制作米酒的过程中,妈妈也会偶尔流露出一丝担忧,毕竟这是一份承载着家人满满期待的手艺,容不得半点差错。然而,她的眼神中更多的是坚定与温柔,那是对传统味道的执着,对家人深深的爱。
两天后,是见证奇迹的时刻。妈妈小心翼翼地解开一层又一层棉衣棉被,那一刻,整个世界仿佛都安静了。当看到酒窝里满满都是香甜的米酒时,妈妈的脸上绽放出欣慰的笑容,她迫不及待地对我说:“快尝尝,甜了没有?” 我总是家里第一个品尝米酒的人,冬日里,一口甜米酒下肚,幸福感瞬间将我包围。那是家的味道,是妈妈的味道呀!就这样,妈妈用年复一年的甜米酒在我的味蕾里撒下了乡愁的种子。
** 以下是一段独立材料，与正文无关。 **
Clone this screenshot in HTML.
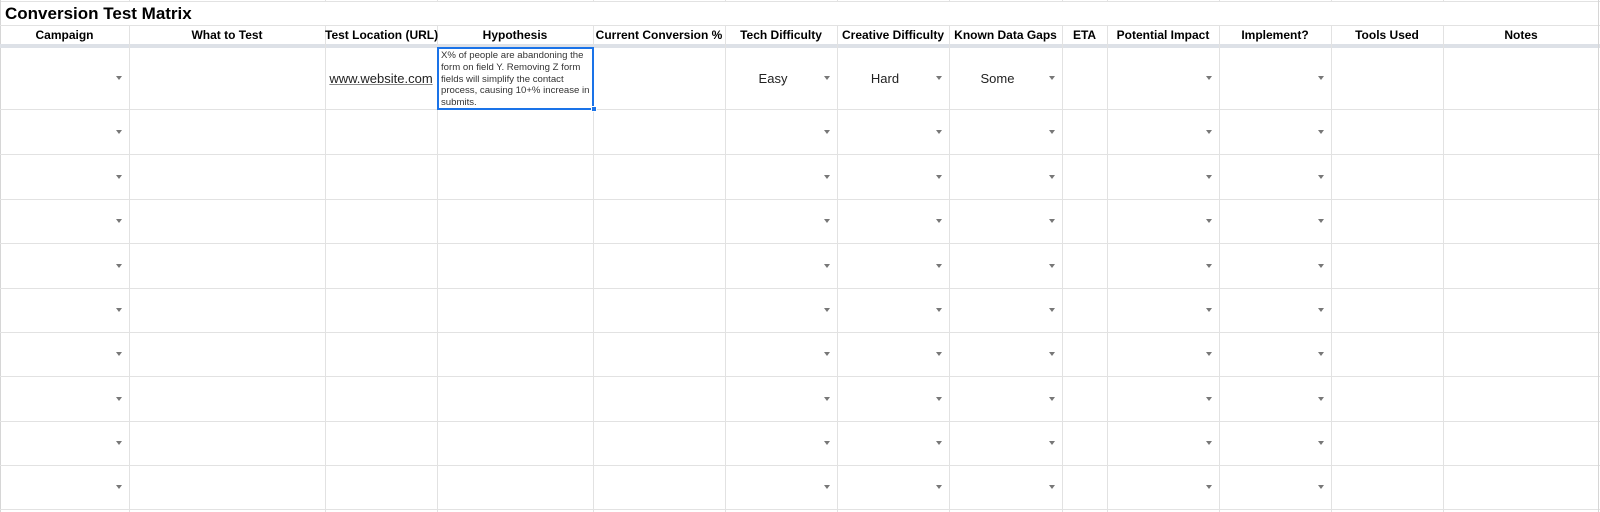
<!DOCTYPE html>
<html><head><meta charset="utf-8"><style>
*{margin:0;padding:0;box-sizing:border-box}
body{width:1600px;height:512px;overflow:hidden;background:#fff;font-family:"Liberation Sans",Arial,sans-serif;position:relative}
.v{position:absolute;width:1px;background:#e2e2e2;top:25px;height:487px}
.vt{position:absolute;width:1px;background:#e2e2e2;top:0;height:2px}
.h{position:absolute;left:0;width:1600px;height:1px;background:#e2e2e2}
.hd{position:absolute;top:26px;height:19px;font-size:12px;font-weight:bold;color:#000;text-align:center;line-height:19px;white-space:nowrap}
.a{position:absolute;width:0;height:0;border-left:3.5px solid transparent;border-right:3.5px solid transparent;border-top:4px solid #777}
.t{position:absolute;font-size:13px;color:#222;text-align:center}
</style></head><body>
<div class="h" style="top:1px"></div>
<div style="position:absolute;left:0;top:0;width:1px;height:512px;background:#d6d6d6"></div>
<div style="position:absolute;left:5px;top:4px;font-size:17px;font-weight:bold;color:#000;line-height:20px">Conversion Test Matrix</div>
<div class="h" style="top:25px"></div>
<div class="h" style="top:44px;height:4px;background:#dde1e7"></div>
<div class="h" style="top:109px"></div><div class="h" style="top:154px"></div><div class="h" style="top:199px"></div><div class="h" style="top:243px"></div><div class="h" style="top:288px"></div><div class="h" style="top:332px"></div><div class="h" style="top:376px"></div><div class="h" style="top:421px"></div><div class="h" style="top:465px"></div><div class="h" style="top:509px"></div>

<div class="v" style="left:129px"></div><div class="v" style="left:325px"></div><div class="v" style="left:437px"></div><div class="v" style="left:593px"></div><div class="v" style="left:725px"></div><div class="v" style="left:837px"></div><div class="v" style="left:949px"></div><div class="v" style="left:1062px"></div><div class="v" style="left:1107px"></div><div class="v" style="left:1219px"></div><div class="v" style="left:1331px"></div><div class="v" style="left:1443px"></div><div class="v" style="left:1598px;background:#d6d6d6;top:0;height:512px"></div>
<div class="vt" style="left:129px"></div><div class="vt" style="left:325px"></div><div class="vt" style="left:437px"></div><div class="vt" style="left:593px"></div><div class="vt" style="left:725px"></div><div class="vt" style="left:837px"></div><div class="vt" style="left:949px"></div><div class="vt" style="left:1062px"></div><div class="vt" style="left:1107px"></div><div class="vt" style="left:1219px"></div><div class="vt" style="left:1331px"></div><div class="vt" style="left:1443px"></div>

<div class="hd" style="left:0;width:129px">Campaign</div>
<div class="hd" style="left:129px;width:196px">What to Test</div>
<div class="hd" style="left:325px;width:112px">Test Location (URL)</div>
<div class="hd" style="left:437px;width:156px">Hypothesis</div>
<div class="hd" style="left:593px;width:132px">Current Conversion %</div>
<div class="hd" style="left:725px;width:112px">Tech Difficulty</div>
<div class="hd" style="left:837px;width:112px">Creative Difficulty</div>
<div class="hd" style="left:949px;width:113px">Known Data Gaps</div>
<div class="hd" style="left:1062px;width:45px">ETA</div>
<div class="hd" style="left:1107px;width:112px">Potential Impact</div>
<div class="hd" style="left:1219px;width:112px">Implement?</div>
<div class="hd" style="left:1331px;width:112px">Tools Used</div>
<div class="hd" style="left:1443px;width:156px">Notes</div>

<div class="t" style="left:325px;width:112px;top:71px;text-decoration:underline;text-decoration-color:#888">www.website.com</div>
<div class="t" style="left:725px;width:96px;top:71px">Easy</div>
<div class="t" style="left:837px;width:96px;top:71px">Hard</div>
<div class="t" style="left:949px;width:97px;top:71px">Some</div>

<div style="position:absolute;left:437px;top:47px;width:157px;height:63px;border:2px solid #1a73e8"></div>
<div style="position:absolute;left:591px;top:106px;width:6px;height:6px;background:#1a73e8;border:1px solid #fff"></div>
<div style="position:absolute;left:441px;top:50px;width:150px;font-size:9.6px;line-height:11.8px;color:#333">X% of people are abandoning the form on field Y. Removing Z form fields will simplify the contact process, causing 10+% increase in submits.</div>

<div class="a" style="left:116px;top:76px"></div><div class="a" style="left:824px;top:76px"></div><div class="a" style="left:936px;top:76px"></div><div class="a" style="left:1049px;top:76px"></div><div class="a" style="left:1206px;top:76px"></div><div class="a" style="left:1318px;top:76px"></div>
<div class="a" style="left:116px;top:130px"></div><div class="a" style="left:824px;top:130px"></div><div class="a" style="left:936px;top:130px"></div><div class="a" style="left:1049px;top:130px"></div><div class="a" style="left:1206px;top:130px"></div><div class="a" style="left:1318px;top:130px"></div>
<div class="a" style="left:116px;top:175px"></div><div class="a" style="left:824px;top:175px"></div><div class="a" style="left:936px;top:175px"></div><div class="a" style="left:1049px;top:175px"></div><div class="a" style="left:1206px;top:175px"></div><div class="a" style="left:1318px;top:175px"></div>
<div class="a" style="left:116px;top:219px"></div><div class="a" style="left:824px;top:219px"></div><div class="a" style="left:936px;top:219px"></div><div class="a" style="left:1049px;top:219px"></div><div class="a" style="left:1206px;top:219px"></div><div class="a" style="left:1318px;top:219px"></div>
<div class="a" style="left:116px;top:264px"></div><div class="a" style="left:824px;top:264px"></div><div class="a" style="left:936px;top:264px"></div><div class="a" style="left:1049px;top:264px"></div><div class="a" style="left:1206px;top:264px"></div><div class="a" style="left:1318px;top:264px"></div>
<div class="a" style="left:116px;top:308px"></div><div class="a" style="left:824px;top:308px"></div><div class="a" style="left:936px;top:308px"></div><div class="a" style="left:1049px;top:308px"></div><div class="a" style="left:1206px;top:308px"></div><div class="a" style="left:1318px;top:308px"></div>
<div class="a" style="left:116px;top:352px"></div><div class="a" style="left:824px;top:352px"></div><div class="a" style="left:936px;top:352px"></div><div class="a" style="left:1049px;top:352px"></div><div class="a" style="left:1206px;top:352px"></div><div class="a" style="left:1318px;top:352px"></div>
<div class="a" style="left:116px;top:397px"></div><div class="a" style="left:824px;top:397px"></div><div class="a" style="left:936px;top:397px"></div><div class="a" style="left:1049px;top:397px"></div><div class="a" style="left:1206px;top:397px"></div><div class="a" style="left:1318px;top:397px"></div>
<div class="a" style="left:116px;top:441px"></div><div class="a" style="left:824px;top:441px"></div><div class="a" style="left:936px;top:441px"></div><div class="a" style="left:1049px;top:441px"></div><div class="a" style="left:1206px;top:441px"></div><div class="a" style="left:1318px;top:441px"></div>
<div class="a" style="left:116px;top:485px"></div><div class="a" style="left:824px;top:485px"></div><div class="a" style="left:936px;top:485px"></div><div class="a" style="left:1049px;top:485px"></div><div class="a" style="left:1206px;top:485px"></div><div class="a" style="left:1318px;top:485px"></div>
</body></html>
后来,我走进城市,超市里的瓶装醪糟,虽也打着甜米酒的名号,却总觉得少了几分灵魂。偶尔买一瓶尝尝,那千篇一律的口感,与妈妈亲手制作的米酒相比,简直天壤之别。
再后来,在菜市场的角落,我发现了一些老太太卖的盆装米酒。她们用大勺子一铲,装进塑料袋,按斤称卖。虽然这味道比不上妈妈做的,但那熟悉的香气,还是能勾起我对家的思念。我常常买上一些,在异乡的日子里,这份带着烟火气的米酒,成了我对家乡最深的眷恋。
一口米酒入口,余光中《乡愁四韵》中所谓的长江水,海棠红,雪花白,腊梅香,所有的情感外化物,此刻于我,正是面前的这碗米酒。
听说,每个人的味蕾其实都有一扇门,而钥匙正是童年时期父母长辈给你的食物编码。无论你漂泊到哪里,那扇门或许早已残破不堪,但门上的密码仍然紧闭着,等待那童年味觉想象的唤醒。于我,这把唤醒的钥匙——就是家乡的甜米酒。